Mark: Yeah. Okay. What for the uninitiated, which again, I'm guessing is me clearly, what is critical in that area of focus, that industry right now? What do I need to know about this part of the industry as it progresses?
Mike: Yeah. I mean, we see it a lot on the cybersecurity side with the lack of expertise and that's creating a big issue for a lot of organizations. While there's a lot of experts in the analytics space, it's still really hard for organizations to get a grip on just their data in general. It's so big, it's constantly growing, and then on top of that, it's figuring out, "All right. Well, what do we want to do with this data? What type of insights are we looking for?" So it's a matter of understanding, one, the data you have, which is a challenge, and two, how can we make the data we have actionable?
So a lot of the challenge right now is organizations are trying to figure out how to gain insight from the data that they have and all of the data that they have. It's easy to take one database and one data warehouse and look at the data and say, "Great, I can derive some value from this." But when you're starting to look at these massive organizations that have 50 different data sources that are all generating different data types and different data sizes, being able to dip into all of those pools of data, it takes a lot of work and a lot of effort to get there.

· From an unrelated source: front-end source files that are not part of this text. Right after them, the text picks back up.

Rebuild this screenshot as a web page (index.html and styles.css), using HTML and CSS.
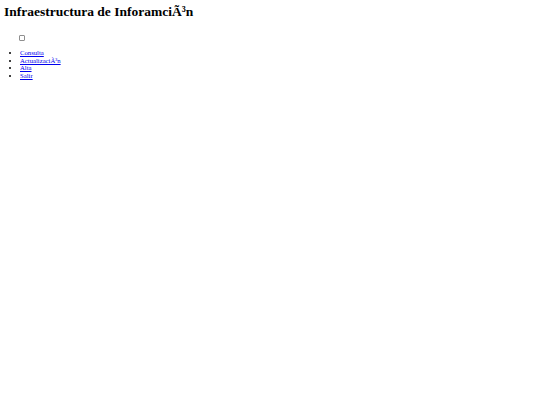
FILE: index.html
```html
<!DOCTYPE html>
<html lang="es">
<head>
<meta charset="utf-8">
<title>Infraestructura de Información</title>
<link rel="stylesheet" href="styles.css">
</head>
<body>
<header class="header">
  <h1 class="title">Infraestructura de InforamciÃ³n</h1>
  <nav class="nav">
    <input type="checkbox" class="toggle">
    <ul class="menu">
      <li><a href="#">Consulta</a></li>
      <li><a href="#">ActualizaciÃ³n</a></li>
      <li><a href="#">Alta</a></li>
      <li><a href="#">Salir</a></li>
    </ul>
  </nav>
</header>
</body>
</html>
```
FILE: styles.css
```css
html, body {
  background: #ffffff;
}
body {
  margin: 0;
  padding: 3px 4px;
  font-family: "Liberation Serif", "Times New Roman", serif;
  color: #000000;
}
.title {
  margin: 0;
  font-size: 13.5px;
  line-height: 17px;
  font-weight: bold;
}
.nav {
  padding-top: 15px;
}
.toggle {
  appearance: none;
  -webkit-appearance: none;
  display: block;
  box-sizing: border-box;
  width: 6px;
  height: 6px;
  margin: 0 0 0 15px;
  border: 1px solid #8f8f8f;
  border-radius: 1px;
  background: #ffffff;
}
.menu {
  margin: 8px 0 0 0;
  padding-left: 16px;
  font-size: 6.7px;
  line-height: 7.6px;
}
.menu a {
  color: #0000ee;
}
```
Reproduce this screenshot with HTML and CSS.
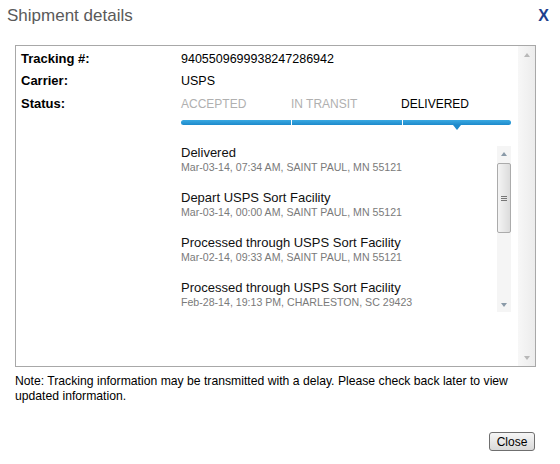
FILE: index.html
```html
<!DOCTYPE html>
<html>
<head>
<meta charset="utf-8">
<link rel="stylesheet" href="styles.css">
</head>
<body>
<div class="dialog">
  <div class="header">
    <h1 class="title">Shipment details</h1>
    <span class="close-x">X</span>
  </div>
  <div class="box">
    <div class="box-content">
      <div class="row"><div class="label">Tracking #:</div><div class="value">9405509699938247286942</div></div>
      <div class="row"><div class="label">Carrier:</div><div class="value">USPS</div></div>
      <div class="row status-row">
        <div class="label">Status:</div>
        <div class="value status">
          <div class="steps">
            <span class="step">ACCEPTED</span>
            <span class="step">IN TRANSIT</span>
            <span class="step current">DELIVERED</span>
          </div>
          <div class="bar">
            <span class="seg first"></span>
            <span class="seg"></span>
            <span class="seg last current"></span>
          </div>
          <div class="events-wrap">
            <div class="events">
              <div class="event">
                <div class="ev-title">Delivered</div>
                <div class="ev-sub">Mar-03-14, 07:34 AM, SAINT PAUL, MN 55121</div>
              </div>
              <div class="event">
                <div class="ev-title">Depart USPS Sort Facility</div>
                <div class="ev-sub">Mar-03-14, 00:00 AM, SAINT PAUL, MN 55121</div>
              </div>
              <div class="event">
                <div class="ev-title">Processed through USPS Sort Facility</div>
                <div class="ev-sub">Mar-02-14, 09:33 AM, SAINT PAUL, MN 55121</div>
              </div>
              <div class="event">
                <div class="ev-title">Processed through USPS Sort Facility</div>
                <div class="ev-sub">Feb-28-14, 19:13 PM, CHARLESTON, SC 29423</div>
              </div>
            </div>
            <div class="vscroll">
              <div class="sbtn"><span class="arr up"></span></div>
              <div class="thumb"><span class="grip"></span></div>
              <div class="track"></div>
              <div class="sbtn"><span class="arr down"></span></div>
            </div>
          </div>
        </div>
      </div>
    </div>
    <div class="outer-scroll">
      <div class="sbtn"><span class="arr up light"></span></div>
      <div class="track"></div>
      <div class="sbtn"><span class="arr down light"></span></div>
    </div>
  </div>
  <p class="note">Note: Tracking information may be transmitted with a delay. Please check back later to view updated information.</p>
  <div class="footer"><button class="btn">Close</button></div>
</div>
</body>
</html>
```
FILE: styles.css
```css
html, body {
  margin: 0;
  padding: 0;
  background: #fff;
}
body {
  font-family: "Liberation Sans", Arial, sans-serif;
  color: #000;
}
.dialog {
  width: 560px;
  height: 464px;
  box-sizing: border-box;
}
.header {
  display: flex;
  justify-content: space-between;
  align-items: flex-start;
  height: 45px;
  box-sizing: border-box;
  padding: 6px 11px 0 7px;
}
.title {
  margin: 0;
  font-size: 17px;
  line-height: 20px;
  font-weight: normal;
  color: #5a5a5a;
}
.close-x {
  font-size: 16px;
  font-weight: bold;
  line-height: 18px;
  margin-top: 1px;
  color: #1d3f8e;
}
.box {
  margin: 0 24px 0 15px;
  height: 322px;
  box-sizing: border-box;
  border: 1px solid #a8a8a8;
  display: flex;
}
.box-content {
  flex: 1;
  padding: 2px 0 0 5px;
}
.row {
  display: flex;
  line-height: 22px;
}
.status-row {
  margin-top: 1px;
}
.label {
  width: 160px;
  flex: none;
  font-size: 13px;
  font-weight: bold;
}
.value {
  font-size: 12.5px;
}
.status {
  width: 330px;
}
.steps {
  display: grid;
  grid-template-columns: 110px 110px 110px;
  font-size: 12px;
  line-height: 22px;
}
.step {
  color: #b0b0b0;
}
.step.current {
  color: #000;
}
.bar {
  display: flex;
  gap: 1px;
  height: 5px;
  margin-top: 5px;
}
.seg {
  flex: 1;
  background: linear-gradient(#3aa9e2, #1d8acb);
  position: relative;
}
.seg.first {
  border-radius: 3px 0 0 3px;
}
.seg.last {
  border-radius: 0 3px 3px 0;
  flex: 0 0 108px;
}
.seg.current::after {
  content: "";
  position: absolute;
  left: 50%;
  top: 5px;
  margin-left: -4px;
  border-left: 4px solid transparent;
  border-right: 4px solid transparent;
  border-top: 5px solid #1d8acb;
}
.events-wrap {
  display: flex;
  margin-top: 20px;
  height: 167px;
  line-height: normal;
}
.events {
  flex: 1;
  overflow: hidden;
}
.event {
  margin-bottom: 15px;
}
.ev-title {
  font-size: 13px;
  line-height: 15px;
  color: #111;
}
.ev-sub {
  font-size: 10.6px;
  line-height: 15px;
  color: #7a7a7a;
}
.vscroll {
  width: 14px;
  margin-top: 1px;
  height: 166px;
  display: flex;
  flex-direction: column;
  background: #f5f5f5;
}
.sbtn {
  height: 15px;
  display: flex;
  align-items: center;
  justify-content: center;
}
.arr {
  width: 0;
  height: 0;
  border-left: 3px solid transparent;
  border-right: 3px solid transparent;
}
.arr.up {
  border-bottom: 4px solid #8a9aa8;
}
.arr.down {
  border-top: 4px solid #8a9aa8;
}
.arr.light.up {
  border-bottom-color: #b8b8b8;
}
.arr.light.down {
  border-top-color: #b8b8b8;
}
.thumb {
  height: 70px;
  margin-top: 2px;
  box-sizing: border-box;
  border: 1px solid #ababab;
  border-radius: 2px;
  background: linear-gradient(90deg, #f4f4f4, #dcdcdc);
  display: flex;
  align-items: center;
  justify-content: center;
}
.grip {
  width: 6px;
  height: 5px;
  border-top: 1px solid #777;
  border-bottom: 1px solid #777;
  box-sizing: border-box;
  background: linear-gradient(#fff 1px, #777 1px, #777 2px, #fff 2px);
  background-clip: content-box;
  padding: 1px 0;
}
.track {
  flex: 1;
}
.outer-scroll {
  width: 17px;
  display: flex;
  flex-direction: column;
  background: linear-gradient(90deg, #f7f7f7, #ececec);
}
.outer-scroll .sbtn {
  height: 17px;
}
.note {
  margin: 7px 24px 0 15px;
  font-size: 12.2px;
  line-height: 15px;
  color: #000;
}
.footer {
  display: flex;
  justify-content: flex-end;
  padding: 28px 25px 0 0;
}
.btn {
  width: 46px;
  height: 19px;
  padding: 0;
  font-family: "Liberation Sans", Arial, sans-serif;
  font-size: 12px;
  color: #000;
  border: 1px solid #6f6f6f;
  border-radius: 3px;
  background: linear-gradient(#f6f6f6, #d9d9d9);
}
```
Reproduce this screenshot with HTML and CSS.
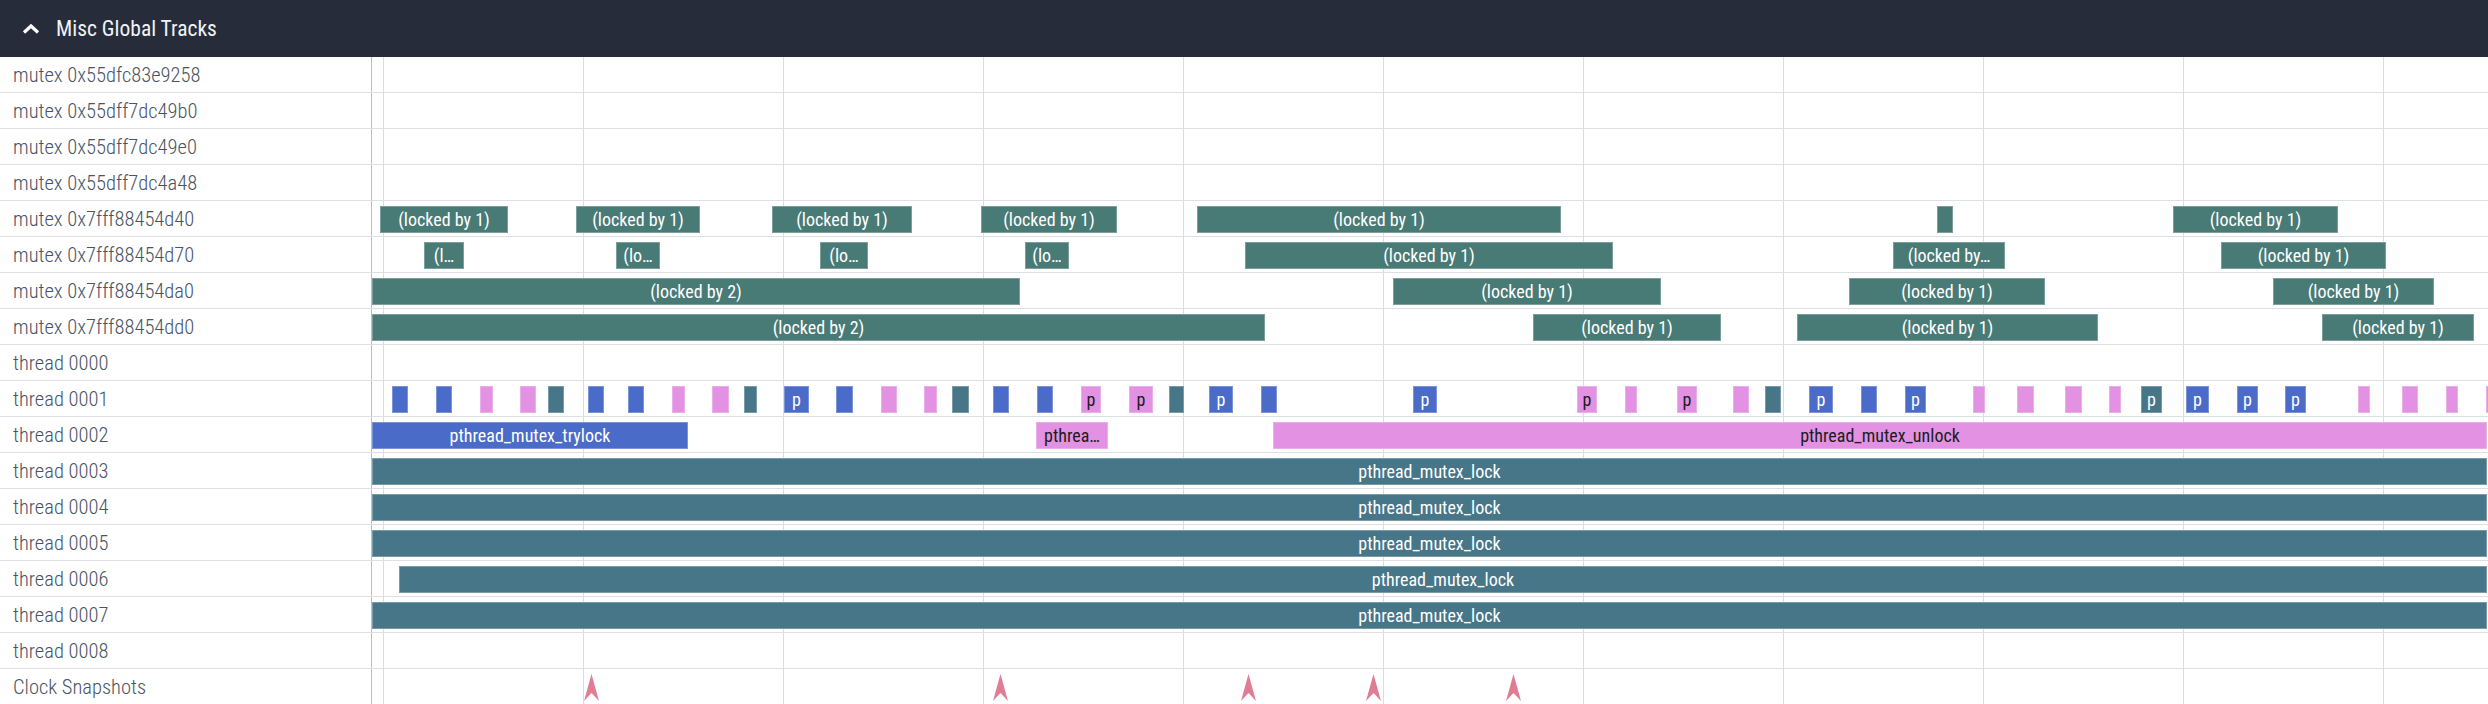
FILE: index.html
```html
<!DOCTYPE html>
<html>
<head>
<meta charset="utf-8">
<title>Misc Global Tracks</title>
<link rel="stylesheet" href="styles.css">
</head>
<body>
<div class="panel">
  <div class="header">
    <svg class="chev" width="18" height="12" viewBox="0 0 18 12"><path d="M2 9.5 L9 3 L16 9.5" fill="none" stroke="#ffffff" stroke-width="3.2"/></svg>
    <span class="title">Misc Global Tracks</span>
  </div>

  <div class="row"><div class="label">mutex 0x55dfc83e9258</div><div class="track"></div></div>
  <div class="row"><div class="label">mutex 0x55dff7dc49b0</div><div class="track"></div></div>
  <div class="row"><div class="label">mutex 0x55dff7dc49e0</div><div class="track"></div></div>
  <div class="row"><div class="label">mutex 0x55dff7dc4a48</div><div class="track"></div></div>

  <div class="row"><div class="label">mutex 0x7fff88454d40</div><div class="track">
    <div class="s m" style="left:8px;width:128px">(locked by 1)</div>
    <div class="s m" style="left:204px;width:124px">(locked by 1)</div>
    <div class="s m" style="left:400px;width:140px">(locked by 1)</div>
    <div class="s m" style="left:609px;width:136px">(locked by 1)</div>
    <div class="s m" style="left:825px;width:364px">(locked by 1)</div>
    <div class="s m" style="left:1565px;width:16px"></div>
    <div class="s m" style="left:1801px;width:165px">(locked by 1)</div>
  </div></div>

  <div class="row"><div class="label">mutex 0x7fff88454d70</div><div class="track">
    <div class="s m" style="left:52px;width:40px">(l…</div>
    <div class="s m" style="left:244px;width:44px">(lo…</div>
    <div class="s m" style="left:448px;width:48px">(lo…</div>
    <div class="s m" style="left:653px;width:44px">(lo…</div>
    <div class="s m" style="left:873px;width:368px">(locked by 1)</div>
    <div class="s m" style="left:1521px;width:112px">(locked by…</div>
    <div class="s m" style="left:1849px;width:165px">(locked by 1)</div>
  </div></div>

  <div class="row"><div class="label">mutex 0x7fff88454da0</div><div class="track">
    <div class="s m" style="left:0px;width:648px">(locked by 2)</div>
    <div class="s m" style="left:1021px;width:268px">(locked by 1)</div>
    <div class="s m" style="left:1477px;width:196px">(locked by 1)</div>
    <div class="s m" style="left:1901px;width:161px">(locked by 1)</div>
  </div></div>

  <div class="row"><div class="label">mutex 0x7fff88454dd0</div><div class="track">
    <div class="s m" style="left:0px;width:893px">(locked by 2)</div>
    <div class="s m" style="left:1161px;width:188px">(locked by 1)</div>
    <div class="s m" style="left:1425px;width:301px">(locked by 1)</div>
    <div class="s m" style="left:1950px;width:152px">(locked by 1)</div>
  </div></div>

  <div class="row"><div class="label">thread 0000</div><div class="track"></div></div>

  <div class="row"><div class="label">thread 0001</div><div class="track">
    <div class="s b" style="left:20px;width:16px"></div>
    <div class="s b" style="left:64px;width:16px"></div>
    <div class="s p" style="left:108px;width:13px"></div>
    <div class="s p" style="left:148px;width:16px"></div>
    <div class="s l" style="left:176px;width:16px"></div>
    <div class="s b" style="left:216px;width:16px"></div>
    <div class="s b" style="left:256px;width:16px"></div>
    <div class="s p" style="left:300px;width:13px"></div>
    <div class="s p" style="left:340px;width:17px"></div>
    <div class="s l" style="left:372px;width:13px"></div>
    <div class="s b" style="left:412px;width:25px">p</div>
    <div class="s b" style="left:464px;width:17px"></div>
    <div class="s p" style="left:509px;width:16px"></div>
    <div class="s p" style="left:552px;width:13px"></div>
    <div class="s l" style="left:580px;width:17px"></div>
    <div class="s b" style="left:621px;width:16px"></div>
    <div class="s b" style="left:665px;width:16px"></div>
    <div class="s p" style="left:709px;width:20px">p</div>
    <div class="s p" style="left:757px;width:24px">p</div>
    <div class="s l" style="left:797px;width:15px"></div>
    <div class="s b" style="left:837px;width:24px">p</div>
    <div class="s b" style="left:889px;width:16px"></div>
    <div class="s b" style="left:1041px;width:24px">p</div>
    <div class="s p" style="left:1205px;width:20px">p</div>
    <div class="s p" style="left:1253px;width:12px"></div>
    <div class="s p" style="left:1305px;width:20px">p</div>
    <div class="s p" style="left:1361px;width:16px"></div>
    <div class="s l" style="left:1393px;width:16px"></div>
    <div class="s b" style="left:1437px;width:24px">p</div>
    <div class="s b" style="left:1489px;width:16px"></div>
    <div class="s b" style="left:1533px;width:21px">p</div>
    <div class="s p" style="left:1601px;width:12px"></div>
    <div class="s p" style="left:1645px;width:17px"></div>
    <div class="s p" style="left:1693px;width:17px"></div>
    <div class="s p" style="left:1737px;width:12px"></div>
    <div class="s l" style="left:1769px;width:21px">p</div>
    <div class="s b" style="left:1814px;width:23px">p</div>
    <div class="s b" style="left:1865px;width:21px">p</div>
    <div class="s b" style="left:1913px;width:21px">p</div>
    <div class="s p" style="left:1986px;width:12px"></div>
    <div class="s p" style="left:2030px;width:16px"></div>
    <div class="s p" style="left:2074px;width:12px"></div>
    <div class="s p" style="left:2114px;width:12px"></div>
  </div></div>

  <div class="row"><div class="label">thread 0002</div><div class="track">
    <div class="s b" style="left:0px;width:316px">pthread_mutex_trylock</div>
    <div class="s p" style="left:664px;width:72px">pthrea…</div>
    <div class="s p" style="left:901px;width:1214px">pthread_mutex_unlock</div>
  </div></div>

  <div class="row"><div class="label">thread 0003</div><div class="track">
    <div class="s l" style="left:0px;width:2115px">pthread_mutex_lock</div>
  </div></div>
  <div class="row"><div class="label">thread 0004</div><div class="track">
    <div class="s l" style="left:0px;width:2115px">pthread_mutex_lock</div>
  </div></div>
  <div class="row"><div class="label">thread 0005</div><div class="track">
    <div class="s l" style="left:0px;width:2115px">pthread_mutex_lock</div>
  </div></div>
  <div class="row"><div class="label">thread 0006</div><div class="track">
    <div class="s l" style="left:27px;width:2088px">pthread_mutex_lock</div>
  </div></div>
  <div class="row"><div class="label">thread 0007</div><div class="track">
    <div class="s l" style="left:0px;width:2115px">pthread_mutex_lock</div>
  </div></div>
  <div class="row"><div class="label">thread 0008</div><div class="track"></div></div>

  <div class="row last"><div class="label">Clock Snapshots</div><div class="track">
    <svg class="snap" style="left:211.5px" width="15" height="27" viewBox="0 0 15 27"><path d="M7.5 0 L15 27 L7.5 19 L0 27 Z"/></svg>
    <svg class="snap" style="left:620.5px" width="15" height="27" viewBox="0 0 15 27"><path d="M7.5 0 L15 27 L7.5 19 L0 27 Z"/></svg>
    <svg class="snap" style="left:868.5px" width="15" height="27" viewBox="0 0 15 27"><path d="M7.5 0 L15 27 L7.5 19 L0 27 Z"/></svg>
    <svg class="snap" style="left:993.5px" width="15" height="27" viewBox="0 0 15 27"><path d="M7.5 0 L15 27 L7.5 19 L0 27 Z"/></svg>
    <svg class="snap" style="left:1133.5px" width="15" height="27" viewBox="0 0 15 27"><path d="M7.5 0 L15 27 L7.5 19 L0 27 Z"/></svg>
  </div></div>
</div>
</body>
</html>
```

FILE: styles.css
```css
html, body {
  margin: 0;
  padding: 0;
  background: #ffffff;
}

body {
  width: 2488px;
  height: 704px;
  overflow: hidden;
  font-family: "Roboto Condensed", Roboto, "Liberation Sans Narrow", sans-serif;
  font-stretch: condensed;
}

.panel {
  display: flex;
  flex-direction: column;
  width: 2488px;
}

.header {
  height: 57px;
  flex: none;
  background: #262c3a;
  display: flex;
  align-items: center;
  box-sizing: border-box;
  padding-left: 22px;
  gap: 16px;
  color: #f0f2f5;
}

.chev {
  flex: none;
  margin-top: 1px;
}

.title {
  font-size: 21.5px;
  font-weight: 400;
  line-height: 1;
  margin-top: 1px;
}

.row {
  display: flex;
  height: 36px;
  flex: none;
  box-sizing: border-box;
  border-bottom: 1px solid #dcdfe4;
}

.label {
  width: 372px;
  flex: none;
  box-sizing: border-box;
  border-right: 1px solid #b8bfcc;
  padding-left: 13px;
  padding-top: 2px;
  font-size: 20.5px;
  font-weight: 300;
  line-height: 33px;
  color: #4a5362;
  white-space: nowrap;
  overflow: hidden;
}

.track {
  position: relative;
  flex: 1;
  overflow: hidden;
  background-image: repeating-linear-gradient(to right, #d9dce1 0, #d9dce1 1px, transparent 1px, transparent 200px);
  background-position: 11px 0;
}

.s {
  position: absolute;
  top: 5px;
  height: 27px;
  box-sizing: border-box;
  font-size: 18px;
  line-height: 27px;
  text-align: center;
  white-space: nowrap;
  overflow: hidden;
  color: #ffffff;
  box-shadow: inset 0 0 0 1px rgba(255, 255, 255, 0.28);
}

.m { background: #487a76; }
.l { background: #467688; }
.b { background: #4a6bc8; }
.p { background: #e291e3; color: #1c1c1c; }

.snap {
  position: absolute;
  top: 5px;
  fill: #e07d95;
}
```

Mark: And that work and that effort, I'd like to just drill down a little into how that's done. You talked about the availability of expertise, staffing. Is that about deployment and policies? In other words, does the software then take over the actual management and the regurgitation or the discovery of these insights? So how much is manual is what I'm getting at and how much is or should be automated?
Mike: It's funny that you mentioned manual. You know, the open source community is a big driver of, I think, analytics and data platforms. And with open source, there's a lot of the challenges associated with support expertise across tools, integration of those tools, etc. So what we're starting to see now is that there's a lot of organizations that are looking to simplify, simplify everything from the consumption, the integration of data sources, to actually getting to the point of visualizing. And because of that need for simplicity, that need to reduce the complexity of workflows, of management of data, of the actual analysis, there's a big shift into consuming cloud resources and cloud services to be able to do your analytics. And that's why the big players, the Amazons...
Mark: Actually doing the analytics in the cloud.
Mike: Right.
Mark: So not just using the resources out there to manage your on-prem application, but actually doing it there.
Mike: Exactly. Right. So it's a nice on-ramp for organizations that are not necessarily just looking to get started but looking to expand what they already have. So I can go to the Amazon, Google or Microsoft and they have a number of services that are easily consumable for me as an end user who just wants an easier on-ramp. Regardless of where the infrastructure lives, I just need help getting on the analytics path.
Mark: How far are we down the track here? I mean, are we really quite good already or are we just scratching the surface?
Mike: I would say we're somewhere in between. The interesting part and you mentioned this, the interesting part with these data platforms and this end-to-end stuff and where we are, you know, there's organizations that have been doing analytics forever. There's business analysts who have been in those roles for a number of years trying to gain insight into their data. The whole concept around this data platform and where we are, it's a matter of empowering the business analytsts to do more, it's empowering IT to make it easier for the analysts to do more and consume the data effectively, and then it's taking that, and I haven't mentioned this yet, the data scientists who are doing the crazy far out stuff that we don't even wanna wrap our heads around, empowering them to just go deeper.
Mark: You've given us plenty of things to think about, Mike. Thank you very much. I hope you enjoyed watching.